He entered the Central Intelligence Agency (CIA) in 1947 and served as a Paramilitary Operations Officer in their famed Special Activities Division. In 1954 he was one of a handful of paramilitary case officers assigned to the CIA task force charged by President Dwight D. Eisenhower with destabilizing the democratically elected government of President of GuatemalaJacobo Arbenz. This covert action operation was accomplished in a straightforward manner through psychological warfare measures designed and managed by CIA propaganda and psy-ops experts David Phillips and Howard Hunt. From a secret radio transmitter located on Swan Island, off the Honduran coast, Phillips and Hunt scripted and broadcast a steady and increasingly bellicose stream of false news reports from a so-called "insurgent radio station" that was supposedly located in the mountains of Guatemala.
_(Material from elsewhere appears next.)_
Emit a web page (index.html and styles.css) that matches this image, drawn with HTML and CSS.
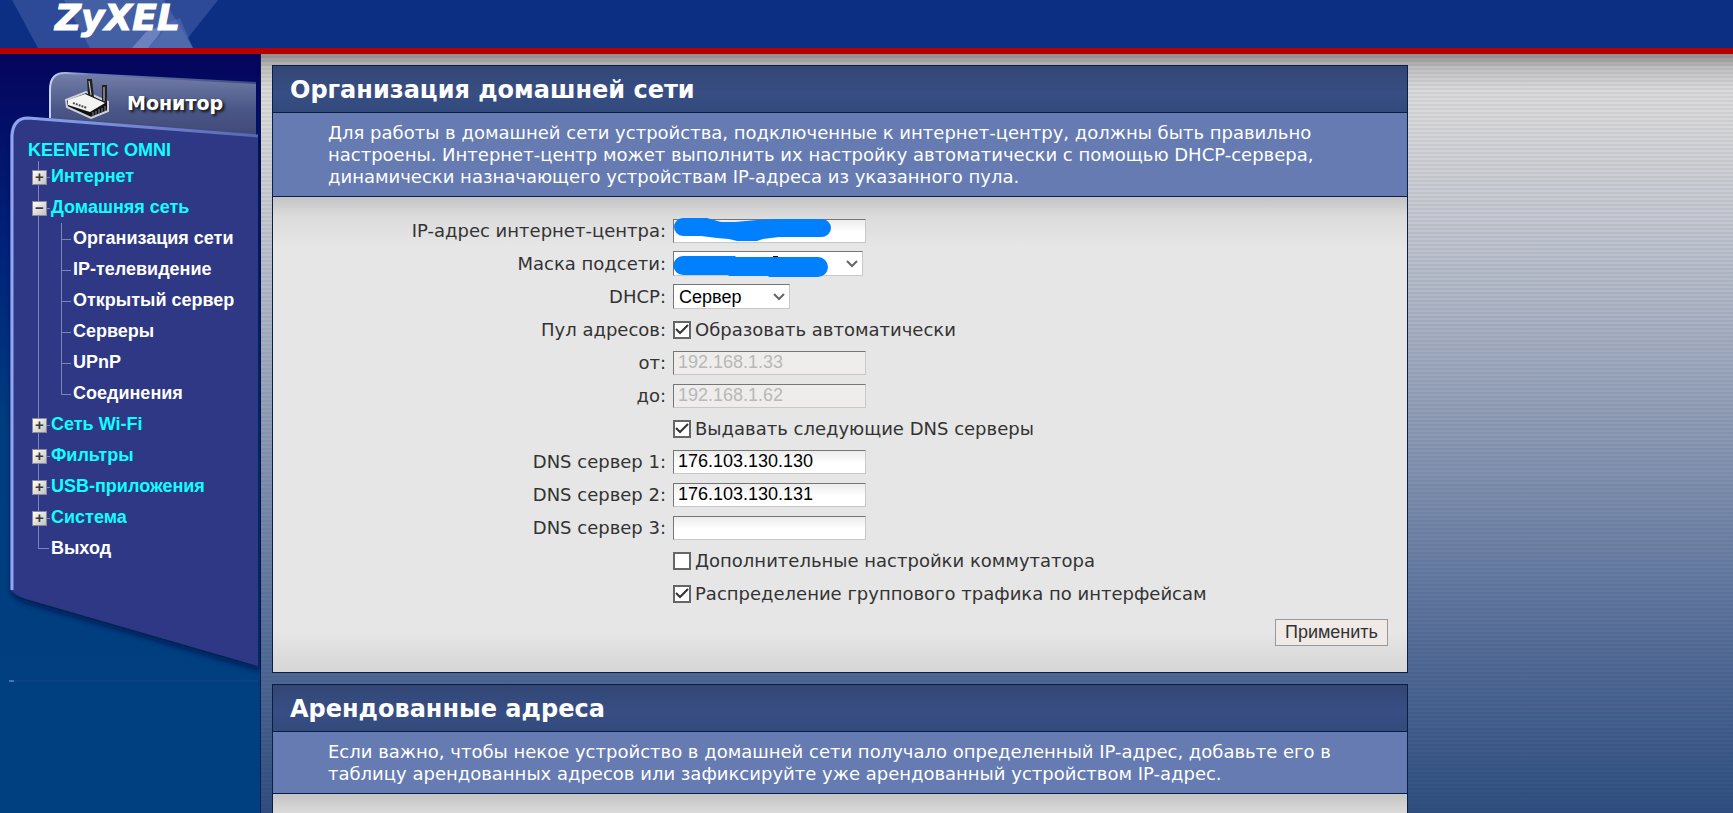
FILE: index.html
```html
<!DOCTYPE html>
<html lang="ru">
<head>
    <meta charset="utf-8">
    <title>Организация домашней сети</title>
    <link rel="stylesheet" href="styles.css">
</head>
<body>
    <header class="header">
        <svg class="header-art" width="240" height="48" viewBox="0 0 240 48" aria-hidden="true">
            <path d="M12 0H218L180 48H38Z" fill="#2c4a97"/>
            <path d="M64 0H164L193 48H90Z" fill="#4460a5"/>
            <path d="M146 32L165 24L158 36L148 48H132Z" fill="#6a82be"/>
            <path d="M165 24L180 18L193 48H148L162 34Z" fill="#5874b4" opacity="0.5"/>
        </svg>
        <span class="logo">ZyXEL</span>
    </header>

    <div class="page">
        <aside class="sidebar">
            <svg class="sidebar-art" width="261" height="640" viewBox="0 0 261 640" aria-hidden="true">
                <defs>
                    <linearGradient id="tab" x1="0" y1="0" x2="0" y2="1">
                        <stop offset="0" stop-color="#7480a8"/>
                        <stop offset="0.5" stop-color="#4b5788"/>
                        <stop offset="1" stop-color="#3c4674"/>
                    </linearGradient>
                    <linearGradient id="tabEdge" x1="0" y1="0" x2="1" y2="0">
                        <stop offset="0" stop-color="#c4d2fa"/>
                        <stop offset="0.2" stop-color="#6c7cb4"/>
                        <stop offset="1" stop-color="#3e4a7c"/>
                    </linearGradient>
                    <linearGradient id="edge" x1="0" y1="0" x2="1" y2="0">
                        <stop offset="0" stop-color="#8fa6f4"/>
                        <stop offset="1" stop-color="#5666b4"/>
                    </linearGradient>
                    <filter id="shadow" x="-10%" y="-10%" width="120%" height="120%">
                        <feDropShadow dx="2" dy="4" stdDeviation="3" flood-color="#00103c" flood-opacity="0.8"/>
                    </filter>
                </defs>
                <path d="M50 90V36Q50 18 66 19L256 29V90Z" fill="url(#tab)"/>
                <path d="M50 64V36Q50 18 66 19L256 29" fill="none" stroke="url(#tabEdge)" stroke-width="2"/>
                <path d="M10 80Q12 62 28 63L258 83V612L26 545Q14 541 10 535Z" fill="#2d3785" filter="url(#shadow)"/>
                <path d="M12 536V82Q13 64 28 64L258 82" fill="none" stroke="url(#edge)" stroke-width="3"/>
                <path d="M9 627H14" stroke="#8fa8f0"/>
                <path d="M14 627H258" stroke="#12488c"/>
            </svg>

            <a class="monitor" href="#">
                <svg width="46" height="42" viewBox="0 0 46 42" aria-hidden="true">
                    <path d="M2 22L22 14L44 24V33L27 40L3 29Z" fill="#111" stroke="#cfd2dc" stroke-width="2"/>
                    <path d="M25 17L24 2H27L29 19M39 23V8H42V25" fill="#222" stroke="#222" stroke-width="2"/>
                    <path d="M25 3L27 17M40 9V23" stroke="#cfd2dc" fill="none"/>
                    <path d="M4 22L21 16L41 25L26 34L4 27Z" fill="#f4f4f2"/>
                    <path d="M9 25L23 30" stroke="#555" stroke-width="2" stroke-dasharray="2 1"/>
                    <path d="M29 34V38M32 33V37M35 31V36M38 30V34M41 28V33" stroke="#888"/>
                </svg>
                <span>Монитор</span>
            </a>

            <nav class="menu">
                <div class="menu-title">KEENETIC OMNI</div>
                <ul class="tree">
                    <li class="plus"><a href="#">Интернет</a></li>
                    <li class="minus"><a href="#">Домашняя сеть</a>
                        <ul class="subtree">
                            <li><a href="#">Организация сети</a></li>
                            <li><a href="#">IP-телевидение</a></li>
                            <li><a href="#">Открытый сервер</a></li>
                            <li><a href="#">Серверы</a></li>
                            <li><a href="#">UPnP</a></li>
                            <li><a href="#">Соединения</a></li>
                        </ul>
                    </li>
                    <li class="plus"><a href="#">Сеть Wi-Fi</a></li>
                    <li class="plus"><a href="#">Фильтры</a></li>
                    <li class="plus"><a href="#">USB-приложения</a></li>
                    <li class="plus"><a href="#">Система</a></li>
                    <li class="exit"><a href="#">Выход</a></li>
                </ul>
            </nav>
        </aside>

        <main class="content">
            <section class="panel">
                <h1>Организация домашней сети</h1>
                <p class="note">Для работы в домашней сети устройства, подключенные к интернет-центру, должны быть правильно настроены. Интернет-центр может выполнить их настройку автоматически с помощью DHCP-сервера, динамически назначающего устройствам IP-адреса из указанного пула.</p>
                <form class="panel-body">
                    <div class="row">
                        <label class="name" for="ip">IP-адрес интернет-центра:</label>
                        <div class="field">
                            <input class="text" type="text" id="ip">
                            <svg class="marker" width="158" height="30" viewBox="0 0 158 30" aria-hidden="true">
                                <path d="M10 1H34L48 5L62 5L84 3L102 2H149A9 9 0 0 1 149 20H106L90 22L84 24H64L56 22L44 21L28 19H10A9 9 0 0 1 10 1Z" fill="#0080ff"/>
                            </svg>
                        </div>
                    </div>
                    <div class="row">
                        <label class="name" for="mask">Маска подсети:</label>
                        <div class="field">
                            <select class="wide" id="mask"><option></option></select>
                            <svg class="marker" width="158" height="30" viewBox="0 0 158 30" aria-hidden="true">
                                <path d="M100 7H105V10H100Z" fill="#000"/>
                                <path d="M10 7H62L63 8H145A10 10 0 0 1 145 28H96L95 27H56L55 26H10A9 9 0 0 1 10 7Z" fill="#0080ff"/>
                            </svg>
                        </div>
                    </div>
                    <div class="row">
                        <label class="name" for="dhcp">DHCP:</label>
                        <div class="field"><select id="dhcp"><option>Сервер</option></select></div>
                    </div>
                    <div class="row">
                        <span class="name">Пул адресов:</span>
                        <label class="field"><input type="checkbox" checked>Образовать автоматически</label>
                    </div>
                    <div class="row">
                        <label class="name" for="from">от:</label>
                        <div class="field"><input class="text" type="text" id="from" value="192.168.1.33" disabled></div>
                    </div>
                    <div class="row">
                        <label class="name" for="to">до:</label>
                        <div class="field"><input class="text" type="text" id="to" value="192.168.1.62" disabled></div>
                    </div>
                    <div class="row">
                        <label class="field"><input type="checkbox" checked>Выдавать следующие DNS серверы</label>
                    </div>
                    <div class="row">
                        <label class="name" for="dns1">DNS сервер 1:</label>
                        <div class="field"><input class="text" type="text" id="dns1" value="176.103.130.130"></div>
                    </div>
                    <div class="row">
                        <label class="name" for="dns2">DNS сервер 2:</label>
                        <div class="field"><input class="text" type="text" id="dns2" value="176.103.130.131"></div>
                    </div>
                    <div class="row">
                        <label class="name" for="dns3">DNS сервер 3:</label>
                        <div class="field"><input class="text" type="text" id="dns3"></div>
                    </div>
                    <div class="row">
                        <label class="field"><input type="checkbox">Дополнительные настройки коммутатора</label>
                    </div>
                    <div class="row">
                        <label class="field"><input type="checkbox" checked>Распределение группового трафика по интерфейсам</label>
                    </div>
                    <div class="actions">
                        <button type="button">Применить</button>
                    </div>
                </form>
            </section>

            <section class="panel">
                <h1>Арендованные адреса</h1>
                <p class="note">Если важно, чтобы некое устройство в домашней сети получало определенный IP-адрес, добавьте его в таблицу арендованных адресов или зафиксируйте уже арендованный устройством IP-адрес.</p>
                <div class="panel-body"></div>
            </section>
        </main>
    </div>
</body>
</html>
```
FILE: styles.css
```css
* {
    box-sizing: border-box;
}
body {
    margin: 0;
    height: 100vh;
    overflow: hidden;
    display: flex;
    flex-direction: column;
    font-family: "DejaVu Sans", Verdana, sans-serif;
    font-size: 18px;
    line-height: 22px;
    color: #333;
}
a {
    color: inherit;
    text-decoration: none;
}

/* header */
.header {
    position: relative;
    flex: none;
    height: 54px;
    background: #0c2f83;
    border-bottom: 6px solid #b80000;
}
.header-art {
    position: absolute;
    left: 0;
    top: 0;
}
.logo {
    position: relative;
    display: block;
    padding-left: 55px;
    font-size: 36px;
    line-height: 36px;
    font-weight: bold;
    font-style: italic;
    color: #fff;
    -webkit-text-stroke: 1px #fff;
}

.page {
    flex: 1;
    min-height: 0;
    display: flex;
}

/* left menu */
.sidebar {
    position: relative;
    flex: none;
    width: 261px;
    border-right: 1px solid #0a1c50;
    background: linear-gradient(#05045c, #00227a 190px, #003c80 370px, #004080);
    font-family: "Liberation Sans", Arial, sans-serif;
    font-size: 18px;
    font-weight: bold;
    line-height: 31px;
    color: #fff;
}
.sidebar-art {
    position: absolute;
    left: 0;
    top: 0;
}
.monitor {
    position: relative;
    display: flex;
    align-items: center;
    gap: 17px;
    padding: 20px 0 0 64px;
    height: 70px;
    font-family: "DejaVu Sans", Verdana, sans-serif;
    font-size: 19px;
    text-shadow: 2px 2px 3px #111;
}
.monitor span {
    padding-top: 8px;
}
.menu {
    position: relative;
    padding: 15px 0 0 28px;
}
.menu-title {
    line-height: 22px;
    color: #1ff;
}
.menu ul {
    list-style: none;
    margin: 0;
    padding: 0;
}
.tree > li {
    position: relative;
    padding-left: 23px;
}
.tree > li > a {
    color: #1ff;
}
.tree > .exit > a {
    color: #fff;
}
/* vertical and horizontal connectors */
.tree > li::before {
    content: "";
    position: absolute;
    left: 10px;
    top: 0;
    bottom: 0;
    border-left: 1px solid #7c84b8;
}
.tree > .plus::before,
.tree > .minus::before {
    width: 11px;
    background: linear-gradient(#7c84b8, #7c84b8) 0 16px / 11px 1px no-repeat;
}
.tree > .exit::before {
    bottom: 15px;
    width: 10px;
    border-bottom: 1px solid #7c84b8;
}
.tree > .plus::after,
.tree > .minus::after {
    content: "+";
    position: absolute;
    left: 4px;
    top: 9px;
    width: 13px;
    height: 13px;
    border: 1px solid #8a8a96;
    background: linear-gradient(135deg, #fff, #c0c0c0);
    color: #403830;
    font-size: 15px;
    line-height: 11px;
    text-align: center;
}
.tree > .minus::after {
    content: "−";
}
.subtree li {
    position: relative;
    padding-left: 22px;
}
.subtree li::before {
    content: "";
    position: absolute;
    left: 10px;
    top: 0;
    width: 9px;
    height: 16px;
    border-left: 1px solid #7c84b8;
    border-bottom: 1px solid #7c84b8;
}
.subtree li::after {
    content: "";
    position: absolute;
    left: 10px;
    top: 0;
    bottom: 0;
    border-left: 1px solid #7c84b8;
}
.subtree li:last-child::after {
    display: none;
}

/* content */
.content {
    flex: 1;
    padding: 11px 11px 0;
    background:
        linear-gradient(rgba(0, 0, 0, 0.35), rgba(0, 0, 0, 0.12) 14px, transparent 36px),
        repeating-linear-gradient(transparent 0 2px, rgba(0, 0, 50, 0.05) 2px 4px),
        linear-gradient(#dcdcdc, #d9d9d9 60px, #c3c7d0 170px, #5c739c 560px, #2f4f80 760px);
}
.panel {
    max-width: 1136px;
    margin-bottom: 11px;
    border: 1px solid #0a1f48;
    background: #e6e6e6;
}
.panel h1 {
    margin: 0;
    padding: 2px 17px 0;
    font-size: 24px;
    line-height: 44px;
    color: #fff;
    background: linear-gradient(#324775, #384e84 60%, #324a7c);
    border-bottom: 1px solid #0a1f48;
}
.note {
    margin: 0;
    padding: 9px 55px 8px;
    color: #fff;
    background: #657bb2;
    border-bottom: 1px solid #0a1f48;
}
.panel-body {
    padding: 17px 19px 26px;
    background: linear-gradient(#c4c4c4, #dcdcdc 20px, #e6e6e6 50px, #e6e6e6 calc(100% - 40px), #d6d6d6);
}
.row {
    display: grid;
    grid-template-columns: 374px 1fr;
    column-gap: 7px;
    align-items: center;
    height: 33px;
}
.name {
    text-align: right;
}
.field {
    grid-column: 2;
    position: relative;
    display: flex;
    align-items: center;
}
.text,
select {
    width: 193px;
    height: 24px;
    margin: 0;
    padding: 0 4px;
    border: 1px solid;
    border-color: #767676 #c8c8c8 #c8c8c8 #767676;
    border-radius: 0;
    background: linear-gradient(#ececec, #fff 12px);
    color: #000;
    font-family: "Liberation Sans", Arial, sans-serif;
    font-size: 18px;
}
.text:disabled {
    background: #eeedec;
    color: #b8b8b8;
}
select {
    width: 117px;
    height: 25px;
    padding: 0 5px;
    appearance: none;
    background: #fff url("data:image/svg+xml,%3Csvg xmlns='http://www.w3.org/2000/svg' width='12' height='8'%3E%3Cpath d='M1 1L6 6L11 1' fill='none' stroke='%23666' stroke-width='2'/%3E%3C/svg%3E") no-repeat right 4px center;
}
select.wide {
    width: 190px;
}
/* ink over the hidden values */
.marker {
    position: absolute;
    left: 0;
    top: -2px;
}
input[type="checkbox"] {
    appearance: none;
    flex: none;
    width: 18px;
    height: 18px;
    margin: 0 4px 0 0;
    border: 2px solid #666;
    background: #fff;
}
input[type="checkbox"]:checked {
    background: #fff url("data:image/svg+xml,%3Csvg xmlns='http://www.w3.org/2000/svg' width='14' height='14'%3E%3Cpath d='M1 6L5 10L13 2' fill='none' stroke='%23333' stroke-width='2'/%3E%3C/svg%3E") no-repeat center;
}
.actions {
    display: flex;
    justify-content: flex-end;
    padding-top: 9px;
}
button {
    width: 113px;
    height: 27px;
    padding: 0;
    border: 1px solid #999;
    background: #efeae6;
    color: #333;
    font-family: "Liberation Sans", Arial, sans-serif;
    font-size: 18px;
}
```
Meanwhile, Robertson and his colleagues brought a relatively small unit of armed and trained guerrillas into the countryside outside of Guatemala City to make loud but non-lethal demonstrations of force. The combination of alarmist false radio broadcasts and loud explosions detonated by Robertson in the countryside succeeded splendidly in convincing Arbenz and his troops that a large well-armed insurgent "army" was poised outside the capital preparing to attack at any moment. These efforts, punctuated by the fly-over of the capital by a couple of CIA-controlled fighter-bombers with Nicaraguan Air Force markings and dropping a couple of bombs, convinced Arbenz that his own pilots had defected to the anti-government insurgency and that his capital was about to fall. Arbenz hurriedly fled the country, thus accomplishing President Eisenhower's order with virtually no bloodshed.
In a subsequent Central American operation, a team of guerrillas led by Robertson mis-identified a British cargo ship for a Soviet freighter at anchor in a Nicaraguan harbor that was thought to be en route to Cuba with arms and ordnance for Fidel Castro. Robertson's guerrillas mined the vessel, sinking it in the harbor and killing some British seamen, resulting in an international uproar and a diplomatic demarche from London. Robertson accepted responsibility for the operation and although he was dismissed from the Agency by the chief of the CIA's Western Hemisphere Division, Colonel J.C. King—reportedly on Eisenhower's orders—Robertson was never considered to be an outcast by his CIA colleagues.
Robertson remained in Nicaragua, where he acquired large tracts of farmland near Puerto Cabezas on the Caribbean coast and went into the coffee business. He was thus well positioned to provide covert assistance to CIA when it began the search for remote sites to train Cuban exiles. Robertson offered such a site which became the principal training camp for what was to become Brigade 2506, which subsequently landed at the Bay of Pigs in 1961. At this time, Robertson was re-employed by the Agency on a contract (vice staff) basis to help lead the 2506 Brigade during the 1961 invasion of Cuba. During the battle he commanded the ship Barbara J while Grayston Lynch commanded the ship Blagar. Robertson and Lynch both went ashore to supervise the brigade from the beach. Both Robertson and Lynch were under fire for several hours until they were ordered by Washington off the beach—an order which they reluctantly obeyed.
During Operation l'Ommegang, Robertson subsequently led a unit of 17 Cuban exiles in the Congo Crisis.[5] in an attempt to rescue US nationals being held hostage by rebel factions during the Simba Rebellion, including CIA agents in the Orientale Province, and especially around Stanleyville. During Operation Dragon Rouge (Operation Red Dragon) his team managed to rescue 24 of 25 stranded missionaries at the Kilometer 8 mission just north of Stanleyville.[6][7]
Robertson left Laos in November 1970 on an emergency evacuation due to the effects of Malaria.